Designers intent:
Looking a little more Pontiac than Chrysler, this front end study did establish the prominent center peak theme of a defined and separate grille extending into the hood surface. This was a 180 departure from the ‘69-‘73’s which were loop bumpers with flat inset grilles. Here also was firmed up a lower full bumper as much about tying the design together as it was about meeting the foreseen crash bumper standards to come.
Finally, the center peak meeting the bumper at a separate elevation from that of the grille was an idea that actually made it into production.
Twin “waterfall” grilles make an appearance that, when married to the earlier study, really start to come together in the later clay studies.
This clay study is 90 percent of the final established design. I think it was as much a preproduction engineering study as it was a design presentation model.
Variations from production are the cornering lights and bumper projection past the end of the front cap (needed to protect the body). Likewise, this bumper has the license plate bracket on the passenger side versus final production placement on the drivers side. Finally you see that the transitions from the fender peaks to the hood plane are much more abrupt/sharp than the smoother curve adopted by production. The same thing is happening at the sides of the grille as the body comes up almost too sharply to meet the upper hood grille plane.
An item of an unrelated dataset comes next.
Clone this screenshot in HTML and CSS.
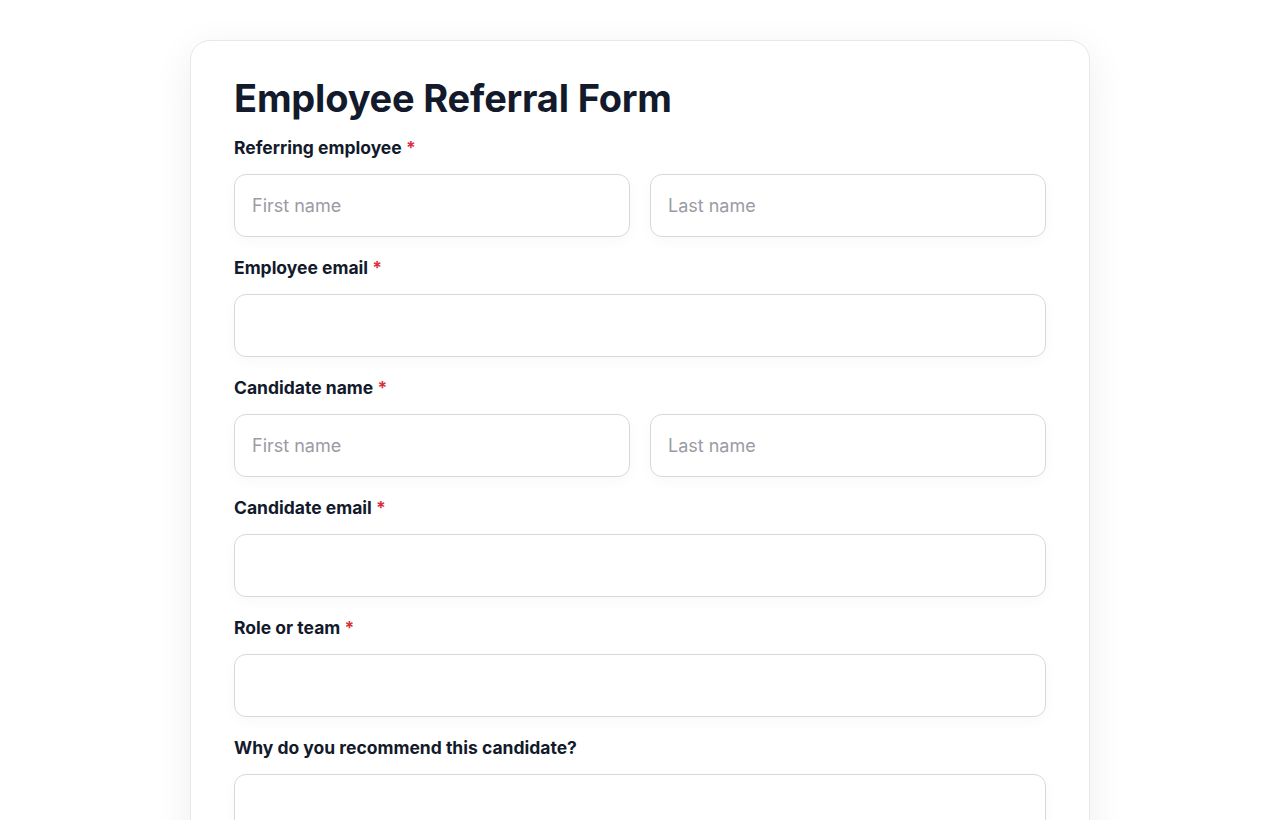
FILE: index.html
```html
<!DOCTYPE html>
<html>

<head>
  <link rel="stylesheet" href="styles.css">
</head>

<body>
  <div class="card">
    <h1>Employee Referral Form</h1>

    <div class="field">
      <label>Referring employee <span class="req">*</span></label>
      <div class="row">
        <input type="text" placeholder="First name">
        <input type="text" placeholder="Last name">
      </div>
    </div>

    <div class="field">
      <label>Employee email <span class="req">*</span></label>
      <input type="email">
    </div>

    <div class="field">
      <label>Candidate name <span class="req">*</span></label>
      <div class="row">
        <input type="text" placeholder="First name">
        <input type="text" placeholder="Last name">
      </div>
    </div>

    <div class="field">
      <label>Candidate email <span class="req">*</span></label>
      <input type="email">
    </div>

    <div class="field">
      <label>Role or team <span class="req">*</span></label>
      <input type="text">
    </div>

    <div class="field">
      <label>Why do you recommend this candidate?</label>
      <textarea rows="5"></textarea>
    </div>
  </div>
</body>

</html>
```

FILE: styles.css
```css
:root {
  --text: #131a2b;
  --muted: #9a9ca4;
  --border: #d6d8de;
  --card-border: #e6e8ec;
  --danger: #d9303c;
}

* {
  margin: 0;
  padding: 0;
  box-sizing: border-box;
  font-family: 'Inter', 'Noto Sans', Arial, sans-serif;
}

body {
  background-color: #ffffff;
  color: var(--text);
  padding-top: 40px;
}

.card {
  width: 900px;
  margin: 0 auto;
  background-color: #ffffff;
  border: 1px solid var(--card-border);
  border-radius: 20px;
  padding: 35px 43px 40px;
  box-shadow: 0 10px 40px rgba(20, 30, 60, 0.07);
}

h1 {
  font-size: 38px;
  font-weight: 700;
  line-height: 44px;
  letter-spacing: -0.2px;
  margin-bottom: 16px;
}

.field {
  margin-bottom: 19px;
}

label {
  display: block;
  font-size: 17.5px;
  font-weight: 650;
  line-height: 24px;
  margin-bottom: 14px;
}

.req {
  color: var(--danger);
}

.row {
  display: flex;
  gap: 20px;
}

input,
textarea {
  display: block;
  width: 100%;
  height: 63px;
  padding: 0 17px;
  border: 1px solid var(--border);
  border-radius: 12px;
  font-size: 18px;
  color: var(--text);
  background-color: #ffffff;
  box-shadow: 0 4px 14px rgba(20, 30, 60, 0.03);
  outline: none;
}

textarea {
  height: 150px;
  padding: 16px 17px;
  resize: none;
}

input::placeholder {
  color: var(--muted);
}
```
I’m not completely sure, but I feel that the grille itself is also a bit larger than the final production version. The curvature changes I mentioned would have necessitated its reduction. A slightly smaller grill was needed in order to keep the final design intent (presented here) intact in translating it to actual production.
The final and last results of actual production; the 1978 Imperial/New Yorker.... now corrected to reflect the original design intent.
Nobody but us would ever be able to tell the difference.
Just before this shot, I started to play with adjusting the ends up just a hair to tighten the whole thing up and give her a bit of a Mona Lisa smile. You can see it on the passenger side. It still looks dead straight but the end is up slightly..... like 1/16”. Look closely.
Nature, architecture and industrial design abhor absolute geometric perfection.
The Greeks invented entasis for use in columns to make them appear straight by correcting our eyes’ tendency to reverse fisheye distort what we see. Likewise, they curved the entablature of the Parthenon and leaned its outer columns in slightly so they would look straight.
If anything is perfectly straight it actually looks odd.
Parallel lines that don’t come together slightly (in accordance with our expected understanding of perspective) appear to be askew.
I think she’s “happy” now and she reflects better how I feel when I see her as a designer.